■ **DIRECTIVE**
Return the material exactly as supplied, apart from the pictures, which are omitted.

■ **DATA EXTRACT**

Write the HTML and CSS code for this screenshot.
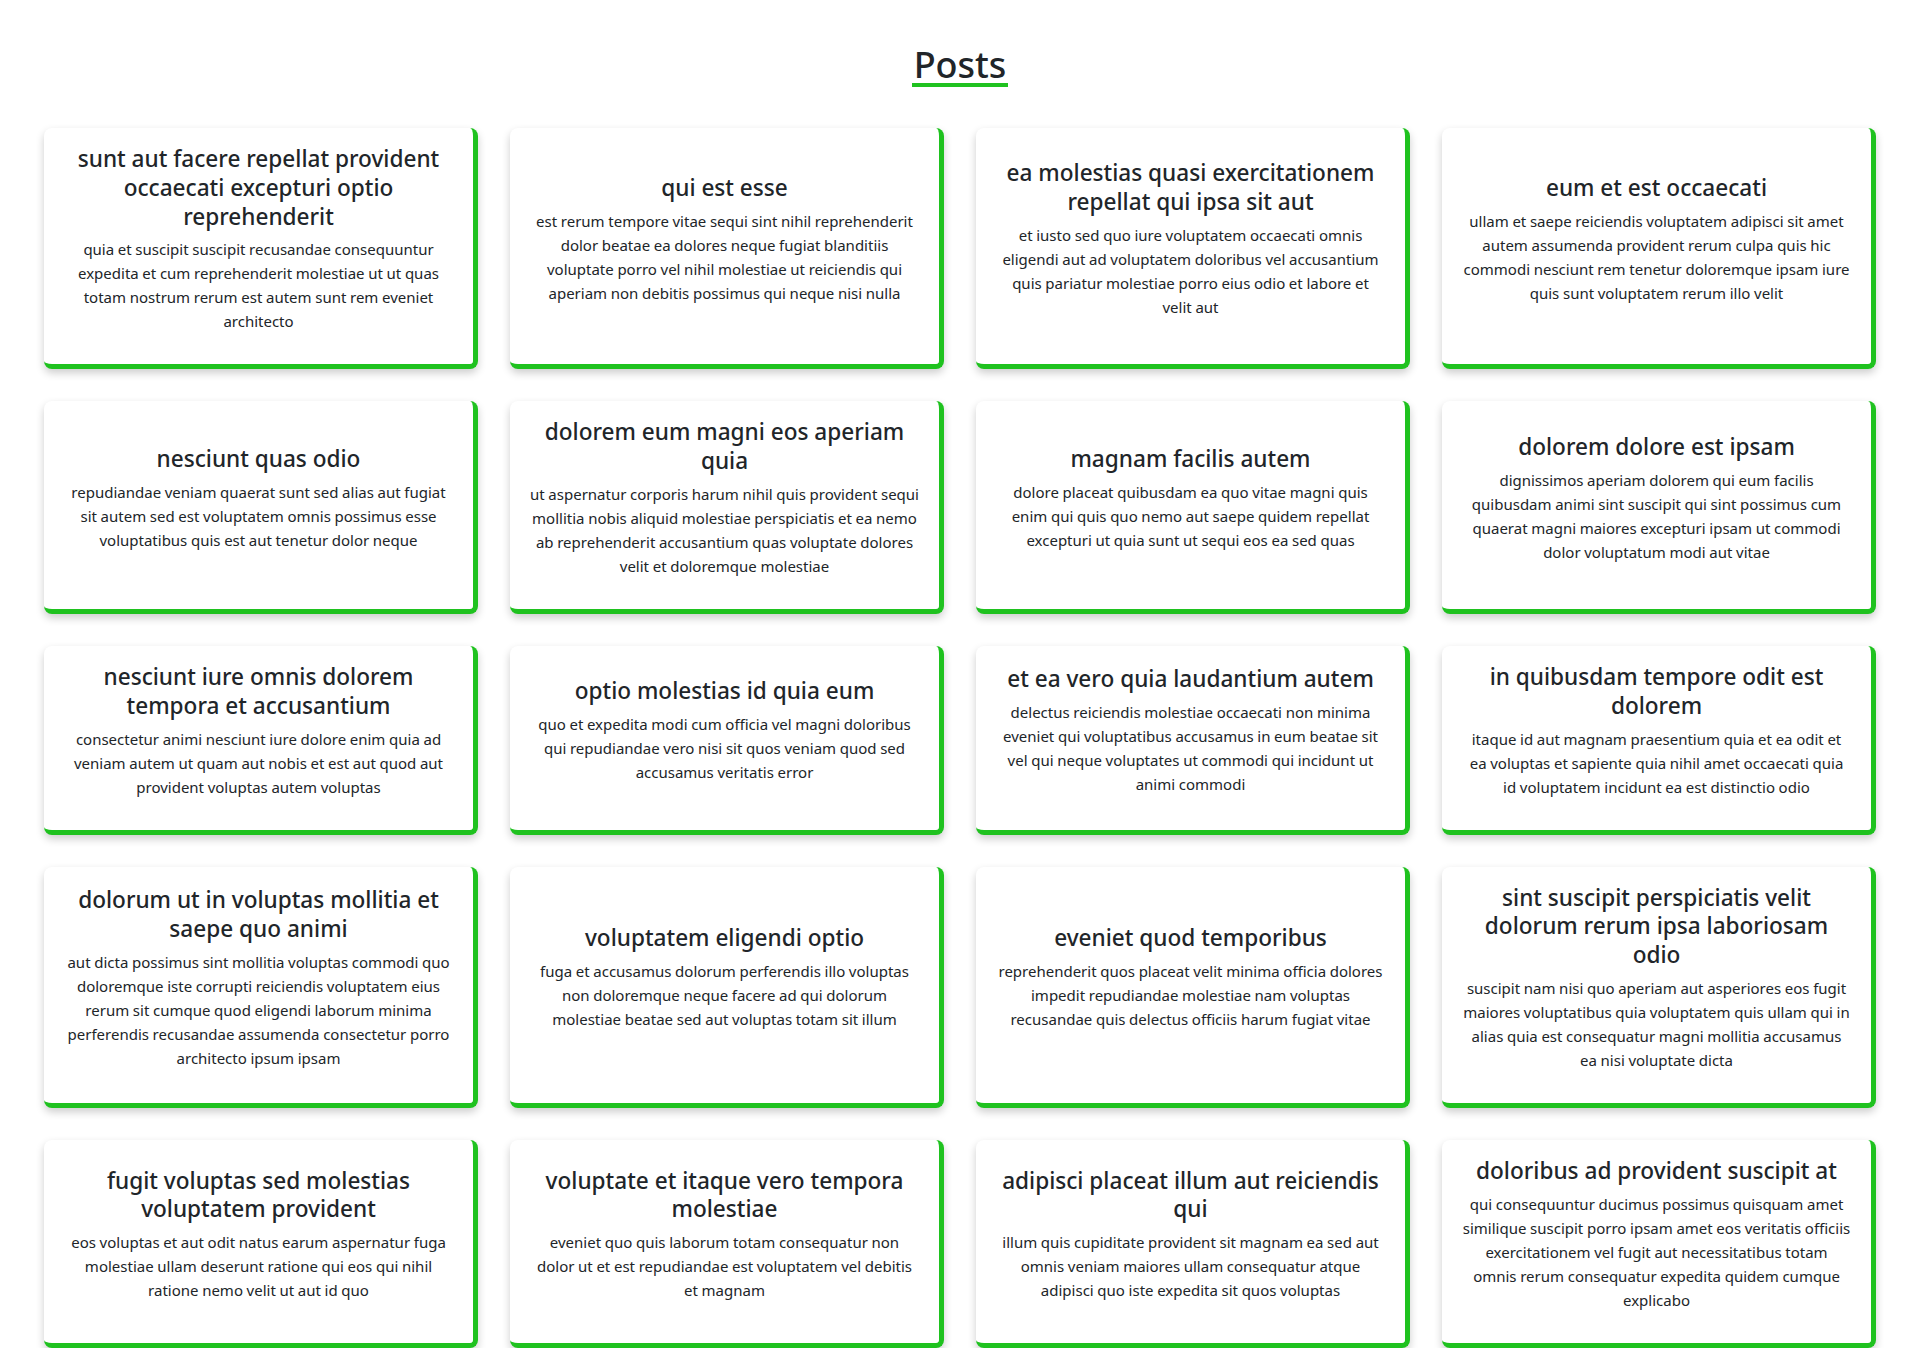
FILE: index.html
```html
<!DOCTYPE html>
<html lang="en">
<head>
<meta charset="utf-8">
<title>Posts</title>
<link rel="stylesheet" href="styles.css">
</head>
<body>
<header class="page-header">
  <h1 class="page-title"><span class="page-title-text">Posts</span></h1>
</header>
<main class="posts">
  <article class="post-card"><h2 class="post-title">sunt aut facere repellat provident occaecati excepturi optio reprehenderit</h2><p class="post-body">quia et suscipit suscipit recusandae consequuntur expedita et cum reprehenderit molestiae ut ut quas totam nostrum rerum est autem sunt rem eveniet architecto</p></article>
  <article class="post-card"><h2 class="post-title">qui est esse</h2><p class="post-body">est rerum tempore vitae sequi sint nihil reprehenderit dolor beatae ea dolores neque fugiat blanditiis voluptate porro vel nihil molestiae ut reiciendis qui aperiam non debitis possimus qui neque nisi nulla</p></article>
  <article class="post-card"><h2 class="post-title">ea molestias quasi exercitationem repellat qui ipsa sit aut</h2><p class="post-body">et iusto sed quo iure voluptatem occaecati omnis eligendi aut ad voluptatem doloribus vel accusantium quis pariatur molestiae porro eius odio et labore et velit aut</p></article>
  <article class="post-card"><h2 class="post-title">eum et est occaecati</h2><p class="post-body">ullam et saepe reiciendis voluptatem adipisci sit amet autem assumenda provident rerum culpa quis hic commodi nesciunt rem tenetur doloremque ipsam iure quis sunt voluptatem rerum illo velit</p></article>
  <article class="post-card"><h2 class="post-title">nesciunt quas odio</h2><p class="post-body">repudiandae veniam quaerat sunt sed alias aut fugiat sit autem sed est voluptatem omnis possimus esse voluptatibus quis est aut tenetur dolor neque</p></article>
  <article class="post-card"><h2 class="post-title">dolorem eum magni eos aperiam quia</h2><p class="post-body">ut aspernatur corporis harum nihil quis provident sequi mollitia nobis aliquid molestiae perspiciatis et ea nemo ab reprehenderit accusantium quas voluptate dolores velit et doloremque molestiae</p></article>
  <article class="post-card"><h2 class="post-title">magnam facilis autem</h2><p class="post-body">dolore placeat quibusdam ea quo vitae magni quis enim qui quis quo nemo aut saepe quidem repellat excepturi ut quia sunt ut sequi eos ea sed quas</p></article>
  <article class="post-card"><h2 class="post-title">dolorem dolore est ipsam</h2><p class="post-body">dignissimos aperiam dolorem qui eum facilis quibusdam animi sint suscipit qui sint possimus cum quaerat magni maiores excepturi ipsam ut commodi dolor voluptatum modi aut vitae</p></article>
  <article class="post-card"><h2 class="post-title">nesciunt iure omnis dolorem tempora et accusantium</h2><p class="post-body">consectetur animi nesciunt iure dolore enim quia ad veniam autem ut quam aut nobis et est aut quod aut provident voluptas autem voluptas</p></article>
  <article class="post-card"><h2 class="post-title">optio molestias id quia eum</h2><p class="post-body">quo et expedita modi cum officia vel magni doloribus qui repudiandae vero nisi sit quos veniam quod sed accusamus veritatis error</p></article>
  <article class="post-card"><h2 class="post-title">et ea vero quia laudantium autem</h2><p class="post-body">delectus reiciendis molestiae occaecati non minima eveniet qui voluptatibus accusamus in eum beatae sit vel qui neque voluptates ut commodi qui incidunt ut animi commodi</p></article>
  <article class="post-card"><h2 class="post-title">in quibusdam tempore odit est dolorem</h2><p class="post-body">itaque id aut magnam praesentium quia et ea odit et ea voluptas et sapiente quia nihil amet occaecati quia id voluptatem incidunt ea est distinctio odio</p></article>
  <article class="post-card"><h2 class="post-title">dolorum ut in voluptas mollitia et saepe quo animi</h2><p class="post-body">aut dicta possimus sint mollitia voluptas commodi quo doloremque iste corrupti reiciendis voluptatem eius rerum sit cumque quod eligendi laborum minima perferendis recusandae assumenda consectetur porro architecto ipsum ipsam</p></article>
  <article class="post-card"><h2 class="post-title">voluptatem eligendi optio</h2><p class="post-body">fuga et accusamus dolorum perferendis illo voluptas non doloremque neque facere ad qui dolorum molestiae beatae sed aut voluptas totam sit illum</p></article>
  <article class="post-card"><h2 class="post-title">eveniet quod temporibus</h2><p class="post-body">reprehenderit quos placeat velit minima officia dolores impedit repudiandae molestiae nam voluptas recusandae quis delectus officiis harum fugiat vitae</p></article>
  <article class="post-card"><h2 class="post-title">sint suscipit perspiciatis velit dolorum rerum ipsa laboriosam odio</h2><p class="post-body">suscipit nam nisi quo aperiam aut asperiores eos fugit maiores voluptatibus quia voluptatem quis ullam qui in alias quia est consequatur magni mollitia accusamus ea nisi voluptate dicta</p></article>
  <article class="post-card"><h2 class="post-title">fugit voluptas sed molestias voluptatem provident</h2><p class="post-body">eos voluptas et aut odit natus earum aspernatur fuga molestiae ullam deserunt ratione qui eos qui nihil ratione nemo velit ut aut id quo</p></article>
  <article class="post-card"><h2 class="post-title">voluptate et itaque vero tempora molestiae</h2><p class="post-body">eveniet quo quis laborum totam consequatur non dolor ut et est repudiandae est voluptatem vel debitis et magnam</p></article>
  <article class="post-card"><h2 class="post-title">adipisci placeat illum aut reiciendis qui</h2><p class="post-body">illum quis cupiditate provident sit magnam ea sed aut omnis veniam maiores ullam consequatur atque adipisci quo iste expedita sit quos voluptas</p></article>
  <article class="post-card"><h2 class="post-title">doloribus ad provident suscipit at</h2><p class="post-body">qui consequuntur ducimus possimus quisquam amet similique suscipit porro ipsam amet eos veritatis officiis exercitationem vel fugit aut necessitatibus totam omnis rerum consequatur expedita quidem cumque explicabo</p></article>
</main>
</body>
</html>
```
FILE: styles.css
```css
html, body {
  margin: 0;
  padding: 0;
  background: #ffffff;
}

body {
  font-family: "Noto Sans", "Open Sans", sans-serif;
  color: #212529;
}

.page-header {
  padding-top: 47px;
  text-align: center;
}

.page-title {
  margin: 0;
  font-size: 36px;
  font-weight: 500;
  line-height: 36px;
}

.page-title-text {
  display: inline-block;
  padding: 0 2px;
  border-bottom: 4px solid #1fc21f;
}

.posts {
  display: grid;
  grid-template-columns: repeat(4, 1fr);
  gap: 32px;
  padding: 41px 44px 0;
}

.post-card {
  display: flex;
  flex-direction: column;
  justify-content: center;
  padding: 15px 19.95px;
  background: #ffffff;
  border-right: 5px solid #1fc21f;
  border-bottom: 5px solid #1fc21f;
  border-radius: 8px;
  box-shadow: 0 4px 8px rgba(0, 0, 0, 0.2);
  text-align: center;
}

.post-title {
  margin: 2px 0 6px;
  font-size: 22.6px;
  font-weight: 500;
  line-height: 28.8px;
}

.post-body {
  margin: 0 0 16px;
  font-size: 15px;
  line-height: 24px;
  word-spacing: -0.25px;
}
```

■ **RESPONSE**
Write the HTML and CSS code for this screenshot.
FILE: index.html
```html
<!DOCTYPE html>
<html lang="en">
<head>
<meta charset="utf-8">
<title>Posts</title>
<link rel="stylesheet" href="styles.css">
</head>
<body>
<header class="page-header">
  <h1 class="page-title"><span class="page-title-text">Posts</span></h1>
</header>
<main class="posts">
  <article class="post-card"><h2 class="post-title">sunt aut facere repellat provident occaecati excepturi optio reprehenderit</h2><p class="post-body">quia et suscipit suscipit recusandae consequuntur expedita et cum reprehenderit molestiae ut ut quas totam nostrum rerum est autem sunt rem eveniet architecto</p></article>
  <article class="post-card"><h2 class="post-title">qui est esse</h2><p class="post-body">est rerum tempore vitae sequi sint nihil reprehenderit dolor beatae ea dolores neque fugiat blanditiis voluptate porro vel nihil molestiae ut reiciendis qui aperiam non debitis possimus qui neque nisi nulla</p></article>
  <article class="post-card"><h2 class="post-title">ea molestias quasi exercitationem repellat qui ipsa sit aut</h2><p class="post-body">et iusto sed quo iure voluptatem occaecati omnis eligendi aut ad voluptatem doloribus vel accusantium quis pariatur molestiae porro eius odio et labore et velit aut</p></article>
  <article class="post-card"><h2 class="post-title">eum et est occaecati</h2><p class="post-body">ullam et saepe reiciendis voluptatem adipisci sit amet autem assumenda provident rerum culpa quis hic commodi nesciunt rem tenetur doloremque ipsam iure quis sunt voluptatem rerum illo velit</p></article>
  <article class="post-card"><h2 class="post-title">nesciunt quas odio</h2><p class="post-body">repudiandae veniam quaerat sunt sed alias aut fugiat sit autem sed est voluptatem omnis possimus esse voluptatibus quis est aut tenetur dolor neque</p></article>
  <article class="post-card"><h2 class="post-title">dolorem eum magni eos aperiam quia</h2><p class="post-body">ut aspernatur corporis harum nihil quis provident sequi mollitia nobis aliquid molestiae perspiciatis et ea nemo ab reprehenderit accusantium quas voluptate dolores velit et doloremque molestiae</p></article>
  <article class="post-card"><h2 class="post-title">magnam facilis autem</h2><p class="post-body">dolore placeat quibusdam ea quo vitae magni quis enim qui quis quo nemo aut saepe quidem repellat excepturi ut quia sunt ut sequi eos ea sed quas</p></article>
  <article class="post-card"><h2 class="post-title">dolorem dolore est ipsam</h2><p class="post-body">dignissimos aperiam dolorem qui eum facilis quibusdam animi sint suscipit qui sint possimus cum quaerat magni maiores excepturi ipsam ut commodi dolor voluptatum modi aut vitae</p></article>
  <article class="post-card"><h2 class="post-title">nesciunt iure omnis dolorem tempora et accusantium</h2><p class="post-body">consectetur animi nesciunt iure dolore enim quia ad veniam autem ut quam aut nobis et est aut quod aut provident voluptas autem voluptas</p></article>
  <article class="post-card"><h2 class="post-title">optio molestias id quia eum</h2><p class="post-body">quo et expedita modi cum officia vel magni doloribus qui repudiandae vero nisi sit quos veniam quod sed accusamus veritatis error</p></article>
  <article class="post-card"><h2 class="post-title">et ea vero quia laudantium autem</h2><p class="post-body">delectus reiciendis molestiae occaecati non minima eveniet qui voluptatibus accusamus in eum beatae sit vel qui neque voluptates ut commodi qui incidunt ut animi commodi</p></article>
  <article class="post-card"><h2 class="post-title">in quibusdam tempore odit est dolorem</h2><p class="post-body">itaque id aut magnam praesentium quia et ea odit et ea voluptas et sapiente quia nihil amet occaecati quia id voluptatem incidunt ea est distinctio odio</p></article>
  <article class="post-card"><h2 class="post-title">dolorum ut in voluptas mollitia et saepe quo animi</h2><p class="post-body">aut dicta possimus sint mollitia voluptas commodi quo doloremque iste corrupti reiciendis voluptatem eius rerum sit cumque quod eligendi laborum minima perferendis recusandae assumenda consectetur porro architecto ipsum ipsam</p></article>
  <article class="post-card"><h2 class="post-title">voluptatem eligendi optio</h2><p class="post-body">fuga et accusamus dolorum perferendis illo voluptas non doloremque neque facere ad qui dolorum molestiae beatae sed aut voluptas totam sit illum</p></article>
  <article class="post-card"><h2 class="post-title">eveniet quod temporibus</h2><p class="post-body">reprehenderit quos placeat velit minima officia dolores impedit repudiandae molestiae nam voluptas recusandae quis delectus officiis harum fugiat vitae</p></article>
  <article class="post-card"><h2 class="post-title">sint suscipit perspiciatis velit dolorum rerum ipsa laboriosam odio</h2><p class="post-body">suscipit nam nisi quo aperiam aut asperiores eos fugit maiores voluptatibus quia voluptatem quis ullam qui in alias quia est consequatur magni mollitia accusamus ea nisi voluptate dicta</p></article>
  <article class="post-card"><h2 class="post-title">fugit voluptas sed molestias voluptatem provident</h2><p class="post-body">eos voluptas et aut odit natus earum aspernatur fuga molestiae ullam deserunt ratione qui eos qui nihil ratione nemo velit ut aut id quo</p></article>
  <article class="post-card"><h2 class="post-title">voluptate et itaque vero tempora molestiae</h2><p class="post-body">eveniet quo quis laborum totam consequatur non dolor ut et est repudiandae est voluptatem vel debitis et magnam</p></article>
  <article class="post-card"><h2 class="post-title">adipisci placeat illum aut reiciendis qui</h2><p class="post-body">illum quis cupiditate provident sit magnam ea sed aut omnis veniam maiores ullam consequatur atque adipisci quo iste expedita sit quos voluptas</p></article>
  <article class="post-card"><h2 class="post-title">doloribus ad provident suscipit at</h2><p class="post-body">qui consequuntur ducimus possimus quisquam amet similique suscipit porro ipsam amet eos veritatis officiis exercitationem vel fugit aut necessitatibus totam omnis rerum consequatur expedita quidem cumque explicabo</p></article>
</main>
</body>
</html>
```
FILE: styles.css
```css
html, body {
  margin: 0;
  padding: 0;
  background: #ffffff;
}

body {
  font-family: "Noto Sans", "Open Sans", sans-serif;
  color: #212529;
}

.page-header {
  padding-top: 47px;
  text-align: center;
}

.page-title {
  margin: 0;
  font-size: 36px;
  font-weight: 500;
  line-height: 36px;
}

.page-title-text {
  display: inline-block;
  padding: 0 2px;
  border-bottom: 4px solid #1fc21f;
}

.posts {
  display: grid;
  grid-template-columns: repeat(4, 1fr);
  gap: 32px;
  padding: 41px 44px 0;
}

.post-card {
  display: flex;
  flex-direction: column;
  justify-content: center;
  padding: 15px 19.95px;
  background: #ffffff;
  border-right: 5px solid #1fc21f;
  border-bottom: 5px solid #1fc21f;
  border-radius: 8px;
  box-shadow: 0 4px 8px rgba(0, 0, 0, 0.2);
  text-align: center;
}

.post-title {
  margin: 2px 0 6px;
  font-size: 22.6px;
  font-weight: 500;
  line-height: 28.8px;
}

.post-body {
  margin: 0 0 16px;
  font-size: 15px;
  line-height: 24px;
  word-spacing: -0.25px;
}
```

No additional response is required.